A neutral, by its very definition is “colour that is not bright or strong” or “not electrically charged” (Merriam-Webster), “not one thing or the other” “disengaged so that power cannot be transmitted” (The Free Dictionary), or from the esteemed Cambridge dictionary: “a state of no activity or development”. Hmm, not as attractive a descriptor as you thought huh? Sure it also means an impartial or unbiased person if you want to get really picky but that’s beside the point.

Did you know that neutrals feature on Futurama? They are natives of the planet, Neutral. They are, “grey skinned humanoids, incapable of making strong decisions” (futurama.wikia.com). Urban dictionary continues the scorched earth summation of neutral. It says a neutral is “someone who does not show much personality”. It gets worse. A neutral is “a person that doesn’t really do anything and doesn’t really help anyone” and “someone who isn’t really into anything”. Man I wanna party with neutrals. Not.

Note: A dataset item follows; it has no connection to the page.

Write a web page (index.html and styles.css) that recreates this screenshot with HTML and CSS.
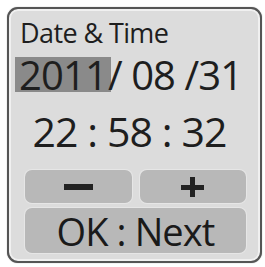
FILE: index.html
```html
<!DOCTYPE html>
<html>
<head>
<meta charset="utf-8">
<link rel="stylesheet" href="styles.css">
</head>
<body>
<div class="device">
  <div class="title">Date &amp; Time</div>
  <div class="date"><span class="sel">2011</span>/ 08 /31</div>
  <div class="time">22 : 58 : 32</div>
  <div class="pm">
    <div class="btn"><span class="minus"></span></div>
    <div class="btn"><span class="plus"></span></div>
  </div>
  <div class="btn ok">OK : Next</div>
</div>
</body>
</html>
```
FILE: styles.css
```css
html, body {
  margin: 0;
  padding: 0;
  background: #ffffff;
}
body {
  width: 265px;
  height: 267px;
  overflow: hidden;
  font-family: "Open Sans", "Noto Sans", sans-serif;
  color: #1e1e1e;
}
.device {
  box-sizing: border-box;
  margin: 7px 0 0 7px;
  width: 255px;
  height: 256px;
  border: 2px solid #555555;
  border-radius: 11px;
  background: #dcdcdc;
  box-shadow: inset 0 0 0 2px #f0f0f0, 0 0 1px #888888;
  display: flex;
  flex-direction: column;
}
.title {
  font-size: 27px;
  line-height: 48px;
  height: 48px;
  padding-left: 11px;
  letter-spacing: -0.6px;
  white-space: nowrap;
}
.date {
  font-size: 40px;
  line-height: 35px;
  height: 35px;
  padding-left: 6px;
  white-space: pre;
  letter-spacing: -0.9px;
}
.sel {
  display: inline-block;
  background: #8a8a8a;
  padding: 0 4px 0 4px;
  margin-right: -3px;
  height: 35px;
}
.time {
  font-size: 41px;
  line-height: 78px;
  height: 78px;
  text-align: center;
  white-space: pre;
  letter-spacing: -0.9px;
  padding-right: 10px;
}
.pm {
  padding: 0 14px 0 16px;
  display: grid;
  grid-template-columns: 1fr 1fr;
  gap: 8px;
}
.btn {
  background: #b8b8b8;
  border-radius: 7px;
  box-shadow: 0 0 0 1px #e6e6e6;
  height: 33px;
  display: flex;
  align-items: center;
  justify-content: center;
}
.minus {
  width: 29px;
  height: 6px;
  background: #222222;
}
.plus {
  position: relative;
  width: 23px;
  height: 20px;
}
.plus::before, .plus::after {
  content: "";
  position: absolute;
  background: #222222;
}
.plus::before {
  left: 0;
  top: 8px;
  width: 23px;
  height: 5px;
}
.plus::after {
  left: 9px;
  top: 0;
  width: 5px;
  height: 20px;
}
.ok {
  margin: 5px 14px 0 16px;
  height: 45px;
  font-size: 38px;
  letter-spacing: -0.9px;
  white-space: pre;
  color: #1a1a1a;
}
```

Connoisseurs, on the other hand, are informed, discerning, appreciative, expert judges in matters of cultural aesthetics like art galleries and opera and footy. They are buffs, devotees … they are aficionados. No finer compliment could be ascribed to the connoisseur than Ambrose Bierce’s definition in The Devil’s Dictionary, “a specialist who knows everything about something and nothing about anything else”. And if that doesn’t describe footy followers then I’ll go he for chasey. Aint that a pretty good wrap up of SEN, Fox Footy, the first ten pages of all Newspaper sports sections and you and me? We are connoisseurs, we are not neutrals.

So next time you head off to a big game that doesn’t feature your team, go as a connoisseur. See what difference it makes. I reckon when you re-watch the 2014 Grand Final (and you should) you’ll see things that your neutral goggles refused you. Did you know Hannebery was tackled four times in the first quarter? Each one a harder shock to his system than the last. That’s something a connoisseur would have picked up on as she discerned reasons for the Swans capitulation.

Once you immerse yourself in the Hawks superior tactics and skills and efficiencies the game will open up, like a new dawn in a Heidelberg School painting. The true game will be revealed. Your deep love of this wonderful game, known far and wide as footy, will be reinvigorated. You will be a better person for the experience. You will reject neutrals and all they stand for … except world peace, of course.

 

 

 

 

Comments

  1. Look Rick I really honestly truly think that Hawthorn are the greatest club of all time and they played the perfectest most skilful and brutal game ever by an Australian football team in the history of 2014/the AFL/time and the universe in the Grand Final.

    Is that enough?
    OK – the Hawkporn is getting worse than Catporn.

  2. RK – completely agree in principle. This soft underbelly pervades our society. By being neutral we become apologetic. It makes me puke.

    I say to my kids – “Have an opinion. Believe in something!” I say that because I get infuriated with their “I dunno” answer, which epitomises neutrality, to every question asked.

    For the record I’m not neutral. I hate Hawthorn.

    BTW – we’re all tax collectors.

  3. Rick, with this piece I think you’ve cementdf yourself as the Goebbels of the Hawthorn footy club. Cheers

  4. Dave Brown says

    I find I can usually dredge up enough dislike or admiration on one side or the other that it is rarely an issue. Always seems to be a ladder of sympathy in my head.

  5. Steve Hodder says

    Bam!! Right between the eyes; Trucker!

    onya

  6. PB, you are a connoisseur!

    Dips, I like your style

    Mr Q, ouch! However, why compare me to such a lightweight? Eddie Bernays wrote the book on propaganda! He literally did write the book. His techniques, it can be argued, make the Nazis use of his ideas seem like amatuers!

    That’s the spirit Dave B

    Thank you Steve.

    The final word should go to Dowager Countess of Grantham (from Downton Abbey and played with great Wilderian flair by Maggie Smith). In the latest season she remarks, “Oh, I never take sides but I am far from neutral”.

  7. Finalwordssminalword.
    Bloody Hawthorn smugness.

  8. Yeah no.

  9. Thought it was too harsh after I wrote it, then I remembered Kennett was your president. Maybe you could have called your piece “I’ve watched the GF four times and so should you. ” Winners are grinners indeed.

  10. If only there was such a thing as Saintsporn. That would get some knickers twisted.

    Matt Zurbo alluded to this in becoming a fan of players regardless of the team they played for. It allowed for the skills of the game to be more appreciated. Not that it would stop you continuing to hate some players either, even from your own team. Some ‘fans’ seem to put the poorly performing players of their team beyond the normal level of distaste for opposition teams in general, making for interesting people watch experiences at the footy. And of course, great writing from Litza.

    I agree Rick. In re-watching the game, it was a mighty display of the range of footy skills combined with total attack on the ball or the opposition if they had it. Sydney had moments, but that’s all they were allowed.

  11. Only one grand final have I been neutral.
    That was 1993.
    My distaste for both sides was equal. On the day I couldn’t figure out who to hate more, Essendon or Carlton. It meant I didn’t care who won. It was a shame they both couldn’t lose.
    That woeful GF aside, to be neutral is to not care.
    And I love footy too much to barrack for the umpires or a close game.